(Rows from a dataset of pages and code)
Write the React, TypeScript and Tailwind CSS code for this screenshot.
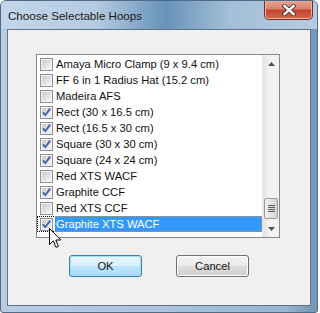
import React from 'react';

const hoops = [
  { name: 'Amaya Micro Clamp (9 x 9.4 cm)', checked: false },
  { name: 'FF 6 in 1 Radius Hat (15.2 cm)', checked: false },
  { name: 'Madeira AFS', checked: false },
  { name: 'Rect (30 x 16.5 cm)', checked: true },
  { name: 'Rect (16.5 x 30 cm)', checked: true },
  { name: 'Square (30 x 30 cm)', checked: true },
  { name: 'Square (24 x 24 cm)', checked: true },
  { name: 'Red XTS WACF', checked: false },
  { name: 'Graphite CCF', checked: true },
  { name: 'Red XTS CCF', checked: false },
  { name: 'Graphite XTS WACF', checked: true, selected: true },
];

function CheckBox({ checked }: { checked: boolean }) {
  return (
    <svg width="13" height="13" viewBox="0 0 13 13" className="shrink-0">
      <defs>
        <linearGradient id="cbfill" x1="0" y1="0" x2="1" y2="1">
          <stop offset="0" stopColor="#c9ccd1" />
          <stop offset="1" stopColor="#f6f6f6" />
        </linearGradient>
      </defs>
      <rect x="0.5" y="0.5" width="12" height="12" fill="#f4f4f4" stroke="#8e8f8f" />
      <rect x="2" y="2" width="9" height="9" fill="url(#cbfill)" />
      {checked && (
        <path d="M3 6.2 L5.2 9.2 L10.2 2.6" fill="none" stroke="#4b5fa6" strokeWidth="1.9" strokeLinejoin="round" />
      )}
    </svg>
  );
}

function ScrollBar() {
  return (
    <div className="w-[17px] h-full flex flex-col bg-[linear-gradient(90deg,#e3e3e3,#f3f3f3_40%,#f0f0f0)] border-l border-[#e9e9e9]">
      <div className="h-[17px] flex items-center justify-center">
        <svg width="7" height="4" viewBox="0 0 7 4">
          <path d="M0 4 L3.5 0 L7 4 Z" fill="#4d4d4d" />
        </svg>
      </div>
      <div className="flex-1 flex flex-col justify-end pb-[1px]">
        <div className="mx-[1px] h-[21px] rounded-[2px] border border-[#9a9a9a] bg-[linear-gradient(90deg,#f2f2f2,#e3e3e3_50%,#d2d2d2)] flex flex-col items-center justify-center gap-[1px]">
          <div className="w-[7px] h-[1px] bg-[#5a5a5a]" />
          <div className="w-[7px] h-[1px] bg-[#5a5a5a]" />
          <div className="w-[7px] h-[1px] bg-[#5a5a5a]" />
          <div className="w-[7px] h-[1px] bg-[#5a5a5a]" />
        </div>
      </div>
      <div className="h-[17px] flex items-center justify-center">
        <svg width="7" height="4" viewBox="0 0 7 4">
          <path d="M0 0 L3.5 4 L7 0 Z" fill="#4d4d4d" />
        </svg>
      </div>
    </div>
  );
}

function Cursor() {
  return (
    <svg width="13" height="21" viewBox="0 0 13 21" className="absolute left-[48px] top-[227px]">
      <path d="M0.5 0.5 L0.5 16.5 L4.3 12.8 L7 19.3 L9.4 18.3 L6.8 12 L11.8 12 Z" fill="#ffffff" stroke="#000000" strokeWidth="1" strokeLinejoin="miter" />
    </svg>
  );
}

function WinButton({ label, primary }: { label: string; primary?: boolean }) {
  return (
    <button
      className={`w-[73px] h-[22px] rounded-[3px] border text-[11.2px] text-[#111] ${
        primary
          ? 'border-[#3c7fb1] bg-[linear-gradient(180deg,#eaf6fd,#d9f0fc_50%,#bee6fd_51%,#a7d9f5)] shadow-[inset_0_0_0_1px_#9fe0f8]'
          : 'border-[#707070] bg-[linear-gradient(180deg,#f2f2f2,#ebebeb_50%,#dddddd_51%,#cfcfcf)] shadow-[inset_0_0_0_1px_#fcfcfc]'
      }`}
    >
      {label}
    </button>
  );
}

export default function App() {
  return (
    <div
      className="relative w-[318px] h-[313px] flex flex-col rounded-t-[6px] rounded-b-[3px] border border-[#4f6b88] bg-[linear-gradient(90deg,#b9cde2,#adc4db_50%,#98b3cd_90%,#7394b4)] overflow-hidden"
      style={{ fontFamily: '"Liberation Sans", Arial, sans-serif' }}
    >
      <div className="h-[28px] flex justify-between bg-[linear-gradient(90deg,#c3d6e9_0%,#b5cbe1_30%,#6893ba_52%,#a3bed8_72%,#b6cbe1_100%)]">
        <div className="pl-[7px] pt-[7px] text-[11.6px] leading-[15px] text-[#1a1a1a]">Choose Selectable Hoops</div>
        <div className="mr-[4px] -mt-[1px] w-[49px] h-[20px] rounded-b-[5px] border border-t-0 border-[#7a2c21] bg-[linear-gradient(180deg,#e9ab9c,#d9826e_45%,#c7422b_55%,#d06a50)] shadow-[inset_0_0_0_1px_#eeb3a4] flex items-center justify-center">
          <svg width="14" height="12" viewBox="0 0 14 12">
            <path d="M2.5 2 L11.5 10 M11.5 2 L2.5 10" stroke="#4a2a26" strokeWidth="4.2" strokeLinecap="square" />
            <path d="M2.5 2 L11.5 10 M11.5 2 L2.5 10" stroke="#ffffff" strokeWidth="2.4" strokeLinecap="square" />
          </svg>
        </div>
      </div>

      <div className="ml-[6px] w-[304px] h-[277px] border border-[#5f7388] bg-[#f0f0f0] flex flex-col pt-[24px] pl-[28px]">
        <div className="w-[244px] h-[184px] border border-[#828790] bg-white flex">
          <div className="flex-1 pt-[1px] flex flex-col">
            {hoops.map((h) => (
              <div
                key={h.name}
                className={`h-[16px] flex items-center pl-[2px] border ${
                  h.selected ? 'border-dotted border-black' : 'border-transparent'
                }`}
              >
                <CheckBox checked={h.checked} />
                <span
                  className={`ml-[2px] flex-1 pl-[1px] text-[11.2px] whitespace-nowrap ${
                    h.selected
                      ? 'bg-[#3399ff] text-white border border-l-0 border-dotted border-[#d98a3a] -my-[1px] -mr-[1px] h-[16px] leading-[14px]'
                      : 'text-[#111] h-[14px] leading-[14px]'
                  }`}
                >
                  {h.name}
                </span>
              </div>
            ))}
          </div>
          <ScrollBar />
        </div>
        <div className="mt-[17px] ml-[33px] flex gap-[34px]">
          <WinButton label="OK" primary />
          <WinButton label="Cancel" />
        </div>
      </div>

      <Cursor />
    </div>
  );
}
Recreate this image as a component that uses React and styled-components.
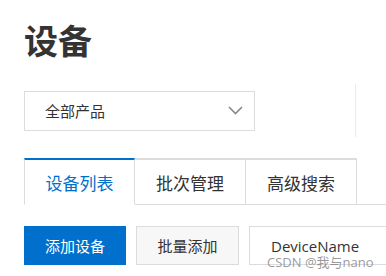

_EXERCISE DETAILS:_ Write out the material above again, word for word, minus its pictures.

_SOLUTION FOR THIS TASK:_
Write the React, TypeScript and Tailwind CSS code for this screenshot.
import React from 'react';

const hoops = [
  { name: 'Amaya Micro Clamp (9 x 9.4 cm)', checked: false },
  { name: 'FF 6 in 1 Radius Hat (15.2 cm)', checked: false },
  { name: 'Madeira AFS', checked: false },
  { name: 'Rect (30 x 16.5 cm)', checked: true },
  { name: 'Rect (16.5 x 30 cm)', checked: true },
  { name: 'Square (30 x 30 cm)', checked: true },
  { name: 'Square (24 x 24 cm)', checked: true },
  { name: 'Red XTS WACF', checked: false },
  { name: 'Graphite CCF', checked: true },
  { name: 'Red XTS CCF', checked: false },
  { name: 'Graphite XTS WACF', checked: true, selected: true },
];

function CheckBox({ checked }: { checked: boolean }) {
  return (
    <svg width="13" height="13" viewBox="0 0 13 13" className="shrink-0">
      <defs>
        <linearGradient id="cbfill" x1="0" y1="0" x2="1" y2="1">
          <stop offset="0" stopColor="#c9ccd1" />
          <stop offset="1" stopColor="#f6f6f6" />
        </linearGradient>
      </defs>
      <rect x="0.5" y="0.5" width="12" height="12" fill="#f4f4f4" stroke="#8e8f8f" />
      <rect x="2" y="2" width="9" height="9" fill="url(#cbfill)" />
      {checked && (
        <path d="M3 6.2 L5.2 9.2 L10.2 2.6" fill="none" stroke="#4b5fa6" strokeWidth="1.9" strokeLinejoin="round" />
      )}
    </svg>
  );
}

function ScrollBar() {
  return (
    <div className="w-[17px] h-full flex flex-col bg-[linear-gradient(90deg,#e3e3e3,#f3f3f3_40%,#f0f0f0)] border-l border-[#e9e9e9]">
      <div className="h-[17px] flex items-center justify-center">
        <svg width="7" height="4" viewBox="0 0 7 4">
          <path d="M0 4 L3.5 0 L7 4 Z" fill="#4d4d4d" />
        </svg>
      </div>
      <div className="flex-1 flex flex-col justify-end pb-[1px]">
        <div className="mx-[1px] h-[21px] rounded-[2px] border border-[#9a9a9a] bg-[linear-gradient(90deg,#f2f2f2,#e3e3e3_50%,#d2d2d2)] flex flex-col items-center justify-center gap-[1px]">
          <div className="w-[7px] h-[1px] bg-[#5a5a5a]" />
          <div className="w-[7px] h-[1px] bg-[#5a5a5a]" />
          <div className="w-[7px] h-[1px] bg-[#5a5a5a]" />
          <div className="w-[7px] h-[1px] bg-[#5a5a5a]" />
        </div>
      </div>
      <div className="h-[17px] flex items-center justify-center">
        <svg width="7" height="4" viewBox="0 0 7 4">
          <path d="M0 0 L3.5 4 L7 0 Z" fill="#4d4d4d" />
        </svg>
      </div>
    </div>
  );
}

function Cursor() {
  return (
    <svg width="13" height="21" viewBox="0 0 13 21" className="absolute left-[48px] top-[227px]">
      <path d="M0.5 0.5 L0.5 16.5 L4.3 12.8 L7 19.3 L9.4 18.3 L6.8 12 L11.8 12 Z" fill="#ffffff" stroke="#000000" strokeWidth="1" strokeLinejoin="miter" />
    </svg>
  );
}

function WinButton({ label, primary }: { label: string; primary?: boolean }) {
  return (
    <button
      className={`w-[73px] h-[22px] rounded-[3px] border text-[11.2px] text-[#111] ${
        primary
          ? 'border-[#3c7fb1] bg-[linear-gradient(180deg,#eaf6fd,#d9f0fc_50%,#bee6fd_51%,#a7d9f5)] shadow-[inset_0_0_0_1px_#9fe0f8]'
          : 'border-[#707070] bg-[linear-gradient(180deg,#f2f2f2,#ebebeb_50%,#dddddd_51%,#cfcfcf)] shadow-[inset_0_0_0_1px_#fcfcfc]'
      }`}
    >
      {label}
    </button>
  );
}

export default function App() {
  return (
    <div
      className="relative w-[318px] h-[313px] flex flex-col rounded-t-[6px] rounded-b-[3px] border border-[#4f6b88] bg-[linear-gradient(90deg,#b9cde2,#adc4db_50%,#98b3cd_90%,#7394b4)] overflow-hidden"
      style={{ fontFamily: '"Liberation Sans", Arial, sans-serif' }}
    >
      <div className="h-[28px] flex justify-between bg-[linear-gradient(90deg,#c3d6e9_0%,#b5cbe1_30%,#6893ba_52%,#a3bed8_72%,#b6cbe1_100%)]">
        <div className="pl-[7px] pt-[7px] text-[11.6px] leading-[15px] text-[#1a1a1a]">Choose Selectable Hoops</div>
        <div className="mr-[4px] -mt-[1px] w-[49px] h-[20px] rounded-b-[5px] border border-t-0 border-[#7a2c21] bg-[linear-gradient(180deg,#e9ab9c,#d9826e_45%,#c7422b_55%,#d06a50)] shadow-[inset_0_0_0_1px_#eeb3a4] flex items-center justify-center">
          <svg width="14" height="12" viewBox="0 0 14 12">
            <path d="M2.5 2 L11.5 10 M11.5 2 L2.5 10" stroke="#4a2a26" strokeWidth="4.2" strokeLinecap="square" />
            <path d="M2.5 2 L11.5 10 M11.5 2 L2.5 10" stroke="#ffffff" strokeWidth="2.4" strokeLinecap="square" />
          </svg>
        </div>
      </div>

      <div className="ml-[6px] w-[304px] h-[277px] border border-[#5f7388] bg-[#f0f0f0] flex flex-col pt-[24px] pl-[28px]">
        <div className="w-[244px] h-[184px] border border-[#828790] bg-white flex">
          <div className="flex-1 pt-[1px] flex flex-col">
            {hoops.map((h) => (
              <div
                key={h.name}
                className={`h-[16px] flex items-center pl-[2px] border ${
                  h.selected ? 'border-dotted border-black' : 'border-transparent'
                }`}
              >
                <CheckBox checked={h.checked} />
                <span
                  className={`ml-[2px] flex-1 pl-[1px] text-[11.2px] whitespace-nowrap ${
                    h.selected
                      ? 'bg-[#3399ff] text-white border border-l-0 border-dotted border-[#d98a3a] -my-[1px] -mr-[1px] h-[16px] leading-[14px]'
                      : 'text-[#111] h-[14px] leading-[14px]'
                  }`}
                >
                  {h.name}
                </span>
              </div>
            ))}
          </div>
          <ScrollBar />
        </div>
        <div className="mt-[17px] ml-[33px] flex gap-[34px]">
          <WinButton label="OK" primary />
          <WinButton label="Cancel" />
        </div>
      </div>

      <Cursor />
    </div>
  );
}
Recreate this image as a component that uses React and styled-components.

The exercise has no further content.